Both cities received water from springs, conveyed through aqueduct channels and tunnels that were built to bring water to the cities.

“Jerash has several different aqueducts dating to different periods, from the 1st -3rd centuries AD that facilitated water supply to different parts of the city; and Jerash has at least four water supply routes…The water supply route stayed in use through the Byzantine and early Islamic periods with some modifications,” Rasmussen elaborated.

Umm Qais has the earliest aqueduct, dating to 1st century BCE, which tunnelled through the acropolis, Rasmussen said, adding that prior to the Roman period, the city was fixed on the acropolis and used rock-cut cisterns to store water. 

“Umm Qais also has the longest Roman aqueduct tunnel at 170km long. The water supply of Umm Qais ran down the colonnaded street [east-west] towards the west city gate in a basalt pipeline. It likely supplied water to buildings on the north and south side of the street,” Ramussen said.

As for Amman, the city’s ancient inhabitants constructed two distinct types of water systems.

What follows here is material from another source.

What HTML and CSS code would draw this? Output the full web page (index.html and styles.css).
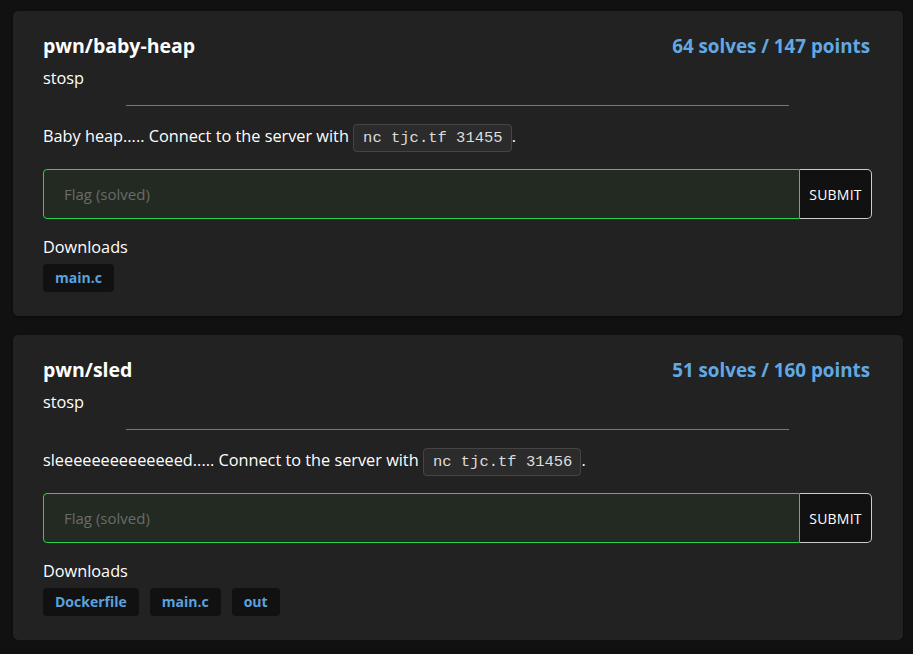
FILE: index.html
```html
<!DOCTYPE html>
<html>
<head>
<meta charset="utf-8">
<link rel="stylesheet" href="styles.css">
</head>
<body>
<div class="list">
  <div class="card">
    <div class="head">
      <div class="title">pwn/baby-heap</div>
      <div class="stats">64 solves / 147 points</div>
    </div>
    <div class="author">stosp</div>
    <hr class="rule">
    <p class="desc">Baby heap..... Connect to the server with <code class="code">nc tjc.tf 31455</code>.</p>
    <form class="flag">
      <input class="flag-input" type="text" placeholder="Flag (solved)">
      <button class="submit" type="button">SUBMIT</button>
    </form>
    <div class="dl-label">Downloads</div>
    <div class="tags">
      <a class="tag">main.c</a>
    </div>
  </div>
  <div class="card">
    <div class="head">
      <div class="title">pwn/sled</div>
      <div class="stats">51 solves / 160 points</div>
    </div>
    <div class="author">stosp</div>
    <hr class="rule">
    <p class="desc">sleeeeeeeeeeeeeed..... Connect to the server with <code class="code">nc tjc.tf 31456</code>.</p>
    <form class="flag">
      <input class="flag-input" type="text" placeholder="Flag (solved)">
      <button class="submit" type="button">SUBMIT</button>
    </form>
    <div class="dl-label">Downloads</div>
    <div class="tags">
      <a class="tag">Dockerfile</a>
      <a class="tag">main.c</a>
      <a class="tag">out</a>
    </div>
  </div>
</div>
</body>
</html>
```
FILE: styles.css
```css
html, body {
  margin: 0;
  background: #111;
}
body {
  font-family: "Open Sans", "Noto Sans", sans-serif;
  color: #fff;
  padding: 11px 10px 0 13px;
}
.list {
  display: flex;
  flex-direction: column;
  gap: 19px;
}
.card {
  background: #222;
  border-radius: 5px;
  padding: 22px 31px 24px 30px;
  box-shadow: 0 1px 3px rgba(0,0,0,0.4);
}
.head {
  display: flex;
  justify-content: space-between;
  align-items: baseline;
}
.title {
  font-size: 19.5px;
  font-weight: 700;
  line-height: 26px;
}
.stats {
  font-size: 18.8px;
  font-weight: 700;
  color: #62a9e3;
  line-height: 26px;
  padding-right: 2px;
}
.author {
  font-size: 16.3px;
  line-height: 24px;
  margin-top: 7px;
}
.rule {
  width: 80%;
  border: 0;
  border-top: 1px solid #777;
  margin: 15px auto 15px;
}
.desc {
  margin: 0;
  font-size: 16.3px;
  line-height: 30px;
}
.code {
  font-family: "Liberation Mono", "DejaVu Sans Mono", monospace;
  font-size: 15.5px;
  background: #2b2b2b;
  border: 1px solid #444;
  border-radius: 4px;
  padding: 4px 8px 4px 9px;
  color: #ddd;
}
.flag {
  display: flex;
  margin: 16px 0 0;
  height: 50px;
}
.flag-input {
  flex: 1;
  background: #222a22;
  border: 1px solid #2bd24f;
  border-radius: 4px 0 0 4px;
  padding: 0 20px;
  font-family: inherit;
  font-size: 15px;
  color: #fff;
  outline: none;
}
.flag-input::placeholder {
  color: #6a6a6a;
}
.submit {
  width: 72px;
  background: #111;
  border: 1px solid #ccc;
  border-left: 0;
  border-radius: 0 5px 5px 0;
  color: #fff;
  font-family: inherit;
  font-size: 14px;
  letter-spacing: 0.2px;
}
.dl-label {
  font-size: 16.3px;
  line-height: 24px;
  margin-top: 16px;
}
.tags {
  display: flex;
  gap: 11px;
  margin-top: 5px;
}
.tag {
  background: #111;
  border-radius: 4px;
  color: #5aa2dd;
  font-size: 14px;
  font-weight: 700;
  line-height: 28px;
  padding: 0 12px;
}
```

“On the citadel, a network of rain-fed cisterns, wells and drains are scattered throughout both the lower and upper terraces.  The Umayyad palace was built over a monumental Roman building, and it reused many of the Roman architectural walls and blocks, and possibly the cisterns and drains as well,” Rasmussen said.

In the Roman period, there was likely an aqueduct, as early modern accounts mention an aqueduct called “Al-qanahar-Rumanieh” near the Ras Al Ain area.

“It ran along the south side of the Jabal Amman, reaching the area of the Husseini Mosque. From there it fed the nymphaeum fountain, which also served as a place of redistribution,” Rasmussen explained, adding that the water would have supplied the newly discovered bath complex found in 2020, as well as the forum area, contemporarily known as The Hashemite Plaza.